University of Colorado Denver Professor Scott McLeod, whose research includes school leadership, said he’s heard many college administrators across the country are worried about whether students will show up in the fall.
“I think you’re going to see a set of conditions in which colleges and universities are going to be as flexible as possible to get people in the door,” McLeod said.
Navigating a remote environment
The prospect of admissions flexibility doesn’t make the decision to attend any easier for students, especially when counselors can no longer meet face-to-face with students.
Shaleena Gaskin, STRIVE Prep’s senior director of college access, said her goal is to ensure students have the right paperwork to enter college, although connecting can be difficult remotely.
“I don’t want them to say because we are remote that they didn’t receive this support or didn’t understand this award letter,” Gaskin said. “I don’t want that to be the issue why they didn’t decide to go to college. I want them to make a decision based on what’s right for them.”
The coronavirus has also disrupted how student decisions are made in choosing a college, including the cancellation of school visits.
Renae Bellew, the Denver Scholarship Foundation’s senior programs director, said her organization has also changed the way they interact with colleges due to work-from-home orders.
How to communicate with colleges has changed during the pandemic, she said.
“So we are kind of learning and then having to teach and communicate to students what those systems are,” Bellew said.
A search for opportunities and concerns for the future
There are silver linings amid the shutdowns, including counselors having more access to parents.
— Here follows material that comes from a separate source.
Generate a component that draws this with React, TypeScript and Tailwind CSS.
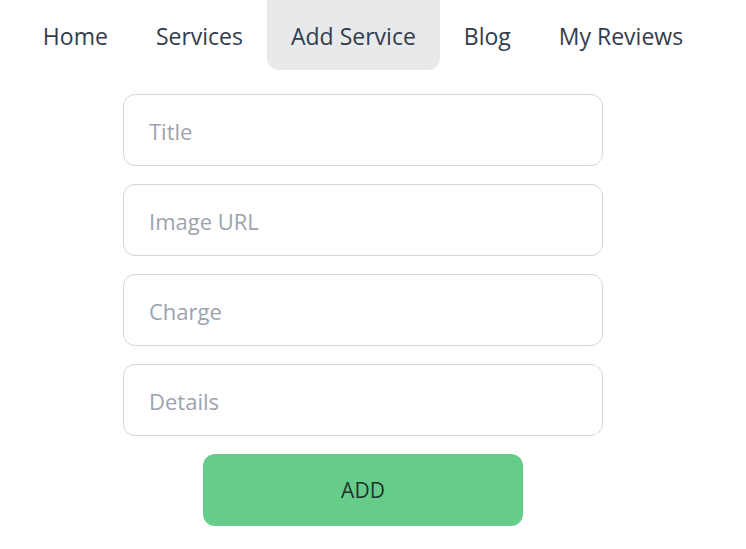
import React from 'react';

const links = ['Home', 'Services', 'Add Service', 'Blog', 'My Reviews'];
const fields = ['Title', 'Image URL', 'Charge', 'Details'];

const App = () => {
  return (
    <div className="w-[726px] min-h-[549px] bg-white text-[#333c4d]" style={{ fontFamily: '"Open Sans", "Noto Sans", sans-serif' }}>
      <nav className="flex justify-center">
        {links.map((link) => (
          <a
            key={link}
            className={`flex h-[70px] items-center px-6 pt-[2px] text-[23px] rounded-b-xl ${
              link === 'Add Service' ? 'bg-[#e8e9eb]' : ''
            }`}
          >
            {link}
          </a>
        ))}
      </nav>

      <form className="mt-6 flex flex-col items-center gap-[18px]">
        {fields.map((field) => (
          <input
            key={field}
            type="text"
            placeholder={field}
            className="h-[72px] w-[480px] rounded-xl border border-[#d5d6d8] px-[25px] pt-[2px] text-[22px] outline-none placeholder:text-[#9ca3af]"
          />
        ))}
        <button
          type="button"
          className="h-[72px] w-[320px] rounded-xl bg-[#66cc8a] pt-[2px] text-[21px] text-[#1e3329]"
        >
          ADD
        </button>
      </form>
    </div>
  );
};

export default App;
“We kind of have an opportunity with an audience that we know is home,” Cadena said. “We are reinforcing messages to parents so they can participate in the decision-making process.”
Counselors have also needed to be creative during this time.
Jefferson County Schools, for example, is hosting online financial aid workshops and tutorials, remotely workshopping scholarship applications, and running tutorials for students, said Sonya Sallak, the district’s counselor coordinator.
Yet while counselors can advise students in the short term, they’re having trouble quelling long-term concerns.
A recent Association of American Colleges and Universities survey showed college leaders expect “serious disruption ahead in the fall.”
Many college students are pushing back on paying full tuition for a diminished college experience. It’s unclear how schools will handle tuition in the future, and how they will make up for lost revenues and pay for overhead, such as upkeep of buildings.
Public universities in Colorado and elsewhere could be hit by budget cuts as state legislators struggle to balance the books. That could lead to tuition hikes that would leave students and families carrying more of the burden. Tuition in Colorado already makes up 71% of total educational revenue at public colleges.
“And I think right now there’s just a lot of unknowns around how much financial aid there will be for students,” Bellew said. “We know that different state budgets are going to be hit. That means some institutions’ budgets are going to be hit.”
Gaskin said she’s advised students it’s OK if they decide to hold off on college at this time. But she said he’s ensuring those students are connected to alumni and resources so a break from school doesn’t become permanent.
Many of the students at STRIVE would be first-generation college students and are among those who often have trouble accessing college or could be hurt by taking time off, she said.
The goal for counselors, Gaskin said, is to ensure students someday fulfill their dream of reaching college.